• _GIVEN EXERCISE_: Without the pictures, repeat the listing character for character.
======== COLLECTED DATA
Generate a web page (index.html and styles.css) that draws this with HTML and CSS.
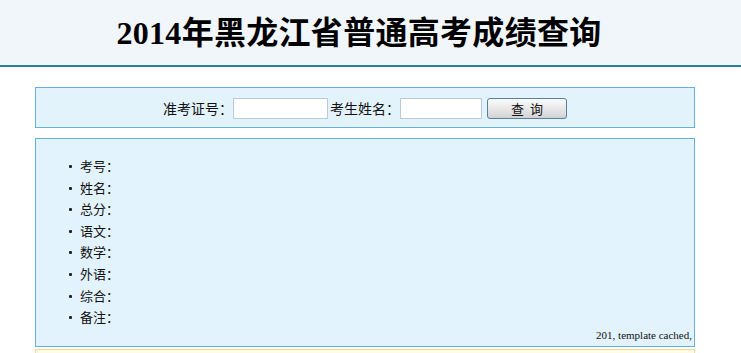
FILE: index.html
```html
<!DOCTYPE html>
<html lang="zh-CN">
<head>
<meta charset="utf-8">
<title>2014年黑龙江省普通高考成绩查询</title>
<link rel="stylesheet" href="styles.css">
</head>
<body>
<header class="top">
  <div class="top-inner">
    <h1 class="title">2014年黑龙江省普通高考成绩查询</h1>
  </div>
</header>
<main class="page">
  <form class="search">
    <label class="lbl">准考证号：</label><input class="field field-id" type="text"><label class="lbl lbl2">考生姓名：</label><input class="field field-name" type="text"><button class="btn" type="button">查 询</button>
  </form>
  <section class="result">
    <ul class="items">
      <li>考号：</li>
      <li>姓名：</li>
      <li>总分：</li>
      <li>语文：</li>
      <li>数学：</li>
      <li>外语：</li>
      <li>综合：</li>
      <li>备注：</li>
    </ul>
    <div class="note">201, template cached,</div>
  </section>
  <section class="notice"></section>
</main>
</body>
</html>
```

FILE: styles.css
```css
html, body {
  margin: 0;
  padding: 0;
  background: #ffffff;
}
body {
  font-family: "Noto Sans CJK SC", "Liberation Sans", sans-serif;
  color: #000;
  overflow: hidden;
}
.top {
  height: 65px;
  background: #f1f6fa;
  border-bottom: 2px solid #2a7f9e;
}
.top-inner {
  width: 718px;
  height: 65px;
  display: flex;
  align-items: center;
  justify-content: center;
}
.title {
  margin: 0;
  font-family: "Liberation Serif", "Noto Sans CJK SC", serif;
  font-weight: bold;
  font-size: 32px;
  line-height: 36px;
  color: #000;
  letter-spacing: 0.3px;
}
.page {
  width: 660px;
  margin: 20px 0 0 35px;
}
.search {
  box-sizing: border-box;
  height: 41px;
  margin: 0;
  background: #e3f3fc;
  border: 1px solid #63b1dc;
  display: flex;
  align-items: center;
  justify-content: center;
  padding-top: 1px;
}
.lbl {
  font-size: 14px;
  line-height: 20px;
  color: #111;
}
.lbl2 {
  margin-left: 2px;
}
.field {
  box-sizing: border-box;
  height: 21px;
  border: 1px solid #b9cad8;
  background: #fff;
  margin: 0;
  padding: 0 2px;
}
.field-id { width: 95px; }
.field-name { width: 82px; }
.btn {
  box-sizing: border-box;
  width: 80px;
  height: 21px;
  margin-left: 5px;
  padding: 0;
  border: 1px solid #58809f;
  border-radius: 3px;
  background: linear-gradient(#fbfbfb, #e6e6e6 55%, #d2d2d2);
  font-family: "Noto Sans CJK SC", sans-serif;
  font-size: 13px;
  line-height: 17px;
  color: #111;
  word-spacing: 3px;
}
.result {
  box-sizing: border-box;
  height: 209px;
  margin-top: 10px;
  background: #e3f3fd;
  border: 1px solid #63b1dc;
  display: flex;
  flex-direction: column;
  padding: 16px 2px 0 0;
}
.items {
  list-style: none;
  margin: 0;
  padding: 0 0 0 44px;
  flex: 1;
}
.items li {
  position: relative;
  font-size: 13px;
  line-height: 21.6px;
  height: 21.6px;
  color: #111;
}
.items li::before {
  content: "";
  position: absolute;
  left: -11px;
  top: 10px;
  width: 3px;
  height: 3px;
  background: #222;
  border-radius: 1px;
}
.note {
  text-align: right;
  font-family: "Liberation Serif", serif;
  font-size: 11px;
  line-height: 14px;
  padding-bottom: 4px;
  color: #111;
}
.notice {
  box-sizing: border-box;
  height: 40px;
  margin-top: 2px;
  background: #fffbe4;
  border: 1px solid #f3d98e;
}
```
================
• _REPLY TO THE EXERCISE_:
Generate a web page (index.html and styles.css) that draws this with HTML and CSS.
FILE: index.html
```html
<!DOCTYPE html>
<html lang="zh-CN">
<head>
<meta charset="utf-8">
<title>2014年黑龙江省普通高考成绩查询</title>
<link rel="stylesheet" href="styles.css">
</head>
<body>
<header class="top">
  <div class="top-inner">
    <h1 class="title">2014年黑龙江省普通高考成绩查询</h1>
  </div>
</header>
<main class="page">
  <form class="search">
    <label class="lbl">准考证号：</label><input class="field field-id" type="text"><label class="lbl lbl2">考生姓名：</label><input class="field field-name" type="text"><button class="btn" type="button">查 询</button>
  </form>
  <section class="result">
    <ul class="items">
      <li>考号：</li>
      <li>姓名：</li>
      <li>总分：</li>
      <li>语文：</li>
      <li>数学：</li>
      <li>外语：</li>
      <li>综合：</li>
      <li>备注：</li>
    </ul>
    <div class="note">201, template cached,</div>
  </section>
  <section class="notice"></section>
</main>
</body>
</html>
```

FILE: styles.css
```css
html, body {
  margin: 0;
  padding: 0;
  background: #ffffff;
}
body {
  font-family: "Noto Sans CJK SC", "Liberation Sans", sans-serif;
  color: #000;
  overflow: hidden;
}
.top {
  height: 65px;
  background: #f1f6fa;
  border-bottom: 2px solid #2a7f9e;
}
.top-inner {
  width: 718px;
  height: 65px;
  display: flex;
  align-items: center;
  justify-content: center;
}
.title {
  margin: 0;
  font-family: "Liberation Serif", "Noto Sans CJK SC", serif;
  font-weight: bold;
  font-size: 32px;
  line-height: 36px;
  color: #000;
  letter-spacing: 0.3px;
}
.page {
  width: 660px;
  margin: 20px 0 0 35px;
}
.search {
  box-sizing: border-box;
  height: 41px;
  margin: 0;
  background: #e3f3fc;
  border: 1px solid #63b1dc;
  display: flex;
  align-items: center;
  justify-content: center;
  padding-top: 1px;
}
.lbl {
  font-size: 14px;
  line-height: 20px;
  color: #111;
}
.lbl2 {
  margin-left: 2px;
}
.field {
  box-sizing: border-box;
  height: 21px;
  border: 1px solid #b9cad8;
  background: #fff;
  margin: 0;
  padding: 0 2px;
}
.field-id { width: 95px; }
.field-name { width: 82px; }
.btn {
  box-sizing: border-box;
  width: 80px;
  height: 21px;
  margin-left: 5px;
  padding: 0;
  border: 1px solid #58809f;
  border-radius: 3px;
  background: linear-gradient(#fbfbfb, #e6e6e6 55%, #d2d2d2);
  font-family: "Noto Sans CJK SC", sans-serif;
  font-size: 13px;
  line-height: 17px;
  color: #111;
  word-spacing: 3px;
}
.result {
  box-sizing: border-box;
  height: 209px;
  margin-top: 10px;
  background: #e3f3fd;
  border: 1px solid #63b1dc;
  display: flex;
  flex-direction: column;
  padding: 16px 2px 0 0;
}
.items {
  list-style: none;
  margin: 0;
  padding: 0 0 0 44px;
  flex: 1;
}
.items li {
  position: relative;
  font-size: 13px;
  line-height: 21.6px;
  height: 21.6px;
  color: #111;
}
.items li::before {
  content: "";
  position: absolute;
  left: -11px;
  top: 10px;
  width: 3px;
  height: 3px;
  background: #222;
  border-radius: 1px;
}
.note {
  text-align: right;
  font-family: "Liberation Serif", serif;
  font-size: 11px;
  line-height: 14px;
  padding-bottom: 4px;
  color: #111;
}
.notice {
  box-sizing: border-box;
  height: 40px;
  margin-top: 2px;
  background: #fffbe4;
  border: 1px solid #f3d98e;
}
```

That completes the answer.